PostgreSQL Endpoint Troubleshooting - Amazon Database Migration Service
Services or capabilities described in Amazon Web Services documentation might vary by Region. To see the differences applicable to the China Regions, see Getting Started with Amazon Web Services in China (PDF).

PostgreSQL Endpoint Troubleshooting

This section contains replication scenarios specific to PostgreSQL.

Long-running transaction on source

When there are long-running transactions in the source database, such as a few thousand inserts in a single transaction, the DMS CDC event and transaction counters do not increase until the transaction is complete. This delay can cause latency issues that you can measure using the CDCLatencyTarget metric.

To review long-running transactions, do one of the following:

  • Use the pg_replication_slots view. If the restart_lsn value isn't updating, it is likely that PostgreSQL is unable to release Write Ahead Logs (WALs) due to long-running active transactions. For information about the pg_replication_slots view, see pg_replication_slots in the PostgreSQL 15.4 Documentation.

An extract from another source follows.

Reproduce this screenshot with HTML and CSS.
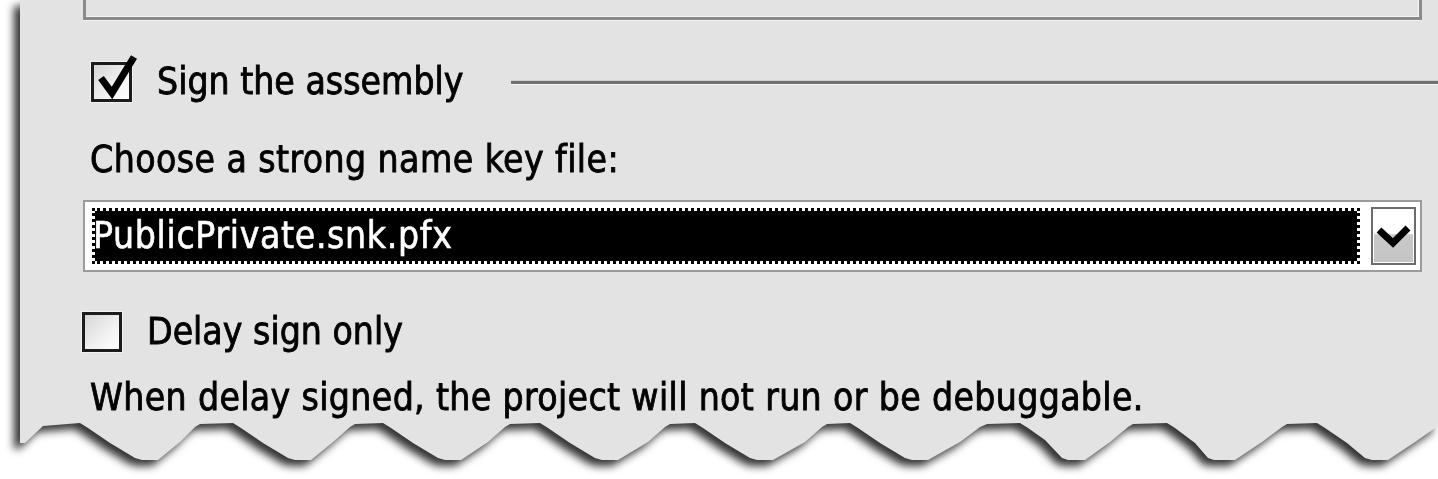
FILE: index.html
```html
<!DOCTYPE html>
<html>
<head>
<meta charset="utf-8">
<link rel="stylesheet" href="styles.css">
</head>
<body>
<div class="sheet">
  <div class="panel">
    <div class="topbox"></div>
    <div class="sign-row">
      <span class="chk chk-on">
        <svg class="tick" width="52" height="54" viewBox="0 0 52 54"><polyline points="10,26 21,41 43,5" fill="none" stroke="#000" stroke-width="7" stroke-linejoin="miter" stroke-linecap="butt"/></svg>
      </span>
      <span class="lbl sign-lbl">Sign the assembly</span>
      <span class="etch"></span>
    </div>
    <div class="lbl choose">Choose a strong name key file:</div>
    <div class="combo">
      <div class="sel"><span class="sel-text">PublicPrivate.snk.pfx</span></div>
      <div class="drop">
        <svg width="41" height="54" viewBox="0 0 41 54"><polyline points="6,21 20,34 35,19" fill="none" stroke="#000" stroke-width="7"/></svg>
      </div>
    </div>
    <div class="delay-row">
      <span class="chk chk-off"></span>
      <span class="lbl delay-lbl">Delay sign only</span>
    </div>
    <div class="lbl note">When delay signed, the project will not run or be debuggable.</div>
  </div>
  <svg class="torn" width="1418" height="50" viewBox="0 0 1418 50"><path d="M0,0 L0,23 L5,23 L23,6 L60,3 L68,8 L90,23 L115,38 L122,40 L138,40 L160,22 L175,7 L180,4 L213,3 L221,8 L243,23 L268,38 L275,40 L291,40 L313,22 L330,7 L335,4 L363,3 L371,8 L393,23 L418,38 L425,40 L441,40 L468,22 L485,7 L490,4 L520,3 L528,8 L550,23 L575,38 L582,40 L598,40 L628,22 L645,7 L650,4 L675,3 L683,8 L705,23 L730,38 L737,40 L753,40 L785,22 L802,7 L807,4 L830,3 L838,8 L860,23 L885,38 L892,40 L908,40 L940,22 L960,7 L967,4 L1000,3 L1008,8 L1025,20 L1042,38 L1048,40 L1065,40 L1090,22 L1108,7 L1113,4 L1147,3 L1155,8 L1175,23 L1188,38 L1194,40 L1215,40 L1242,22 L1262,7 L1267,4 L1297,3 L1305,8 L1327,23 L1345,38 L1352,40 L1368,40 L1395,22 L1418,6 L1418,0 Z" fill="#e3e3e3"/></svg>
</div>
</body>
</html>
```
FILE: styles.css
```css
html, body {
  margin: 0;
  padding: 0;
  background: #fff;
  width: 1438px;
  height: 479px;
  overflow: hidden;
}

.sheet {
  margin-left: 20px;
  width: 1418px;
  filter: drop-shadow(-6px 6px 4px rgba(0, 0, 0, 0.8));
}

.panel {
  background: #e3e3e3;
  padding-bottom: 2px;
  font-family: "DejaVu Sans Condensed", "DejaVu Sans", sans-serif;
  font-stretch: condensed;
  color: #000;
}

.torn {
  display: block;
}

.lbl {
  font-size: 37px;
  line-height: 40px;
  white-space: nowrap;
  -webkit-text-stroke: 0.8px #000;
}

.topbox {
  margin-left: 63px;
  margin-right: 16px;
  height: 17px;
  border: 3px solid #8a8a8a;
  border-top: none;
  box-shadow: inset -1px -1px 0 #f4f4f4, 0 1px 0 #f4f4f4;
}

.sign-row {
  margin-top: 40px;
  height: 44px;
  display: flex;
  align-items: center;
  padding-left: 71px;
}

.chk {
  position: relative;
  display: block;
  box-sizing: border-box;
  width: 41px;
  height: 40px;
  border: 3px solid #1c1c1c;
  background: linear-gradient(135deg, #d6d6d6 0%, #f2f2f2 60%, #ffffff 100%);
  box-shadow: 0 0 0 1px #f2f2f2;
  flex: none;
}

.tick {
  position: absolute;
  left: -3px;
  top: -13px;
}

.sign-lbl {
  margin-left: 25px;
}

.etch {
  flex: 1;
  margin-left: 48px;
  height: 3px;
  background: #717171;
  box-shadow: 0 1px 0 #f6f6f6, 0 -1px 0 #cfcfcf;
}

.choose {
  margin-top: 36px;
  padding-left: 70px;
  letter-spacing: 0.42px;
}

.combo {
  margin: 20px 16px 0 63px;
  height: 68px;
  border: 2px solid #9b9b9b;
  background: #fff;
  display: flex;
  align-items: center;
  gap: 11px;
  padding: 0 4px 0 7px;
}

.sel {
  flex: 1;
  box-sizing: border-box;
  height: 56px;
  background: #000;
  background-clip: padding-box;
  border: 3px dotted #000;
  display: flex;
  align-items: center;
}

.sel-text {
  color: #fff;
  font-size: 37px;
  line-height: 40px;
  margin-left: -2px;
  letter-spacing: 0.65px;
  white-space: nowrap;
  -webkit-text-stroke: 0.6px #fff;
}

.drop {
  box-sizing: border-box;
  width: 45px;
  height: 58px;
  border: 2px solid #6c6c6c;
  background: linear-gradient(#ffffff 0%, #ffffff 45%, #c9c9c9 48%, #c4c4c4 100%);
  box-shadow: inset 0 0 0 1px #fff;
  display: flex;
  align-items: center;
  justify-content: center;
}

.delay-row {
  margin-top: 40px;
  height: 40px;
  display: flex;
  align-items: center;
  padding-left: 62px;
}

.chk-off {
  width: 40px;
}

.delay-lbl {
  margin-left: 25px;
}

.note {
  margin-top: 26px;
  padding-left: 70px;
  letter-spacing: 0.35px;
}
```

  • Use the following query to return a list of all active queries in the database, along with related information:

    SELECT pid, age(clock_timestamp(), query_start), usename, query FROM pg_stat_activity WHERE query != '<IDLE>' AND query NOT ILIKE '%pg_stat_activity%' ORDER BY query_start desc;

    In the query results, the age field shows the active duration of each query, which you can use to identify long-running queries.

High workload on source

If your source PostgreSQL has a high workload, check the following to reduce latency:

  • You may experience high latency when using the test_decoding plugin while migrating a subset of tables from the source database with a high transactions per second (TPS) value. This is because the test_decoding plugin sends all database changes to the replication instance which DMS then filters, based on the task’s table mapping. Events for tables that aren’t part of the task’s table mapping can increase source latency.

  • Check TPS throughput using one of the following methods.

    • For Aurora PostgreSQL sources, use the CommitThroughput CloudWatch metric.

    • For PostgreSQL running on Amazon RDS or on-premises, use the following query using a PSQL client version 11 or higher (Press enter during the query to advance the results):

      SELECT SUM(xact_commit)::numeric as temp_num_tx_ini FROM pg_stat_database; \gset select pg_sleep(60); SELECT SUM(xact_commit)::numeric as temp_num_tx_final FROM pg_stat_database; \gset select (:temp_num_tx_final - :temp_num_tx_ini)/ 60.0 as "Transactions Per Second";
  • To reduce latency when using the test_decoding plugin, consider using the pglogical plugin instead. Unlike the test_decoding plugin, the pglogical plugin filters write ahead log (WAL) changes at the source, and only sends relevant changes to the replication instance. For information about using the pglogical plugin with Amazon DMS, see Configuring the pglogical plugin.

High network throughput

Your replication may have high network bandwidth use when using the test_decoding plugin, especially during high-volume transactions. This is because the test_decoding plugin processes changes, and converts them into a human-readable format that is larger than the original binary format.

To improve performance, consider using the pglogical plugin instead, which is a binary plugin. Unlike the test_decoding plugin, the pglogical plugin generates binary format output, resulting in compressed write ahead log (WAL) stream changes.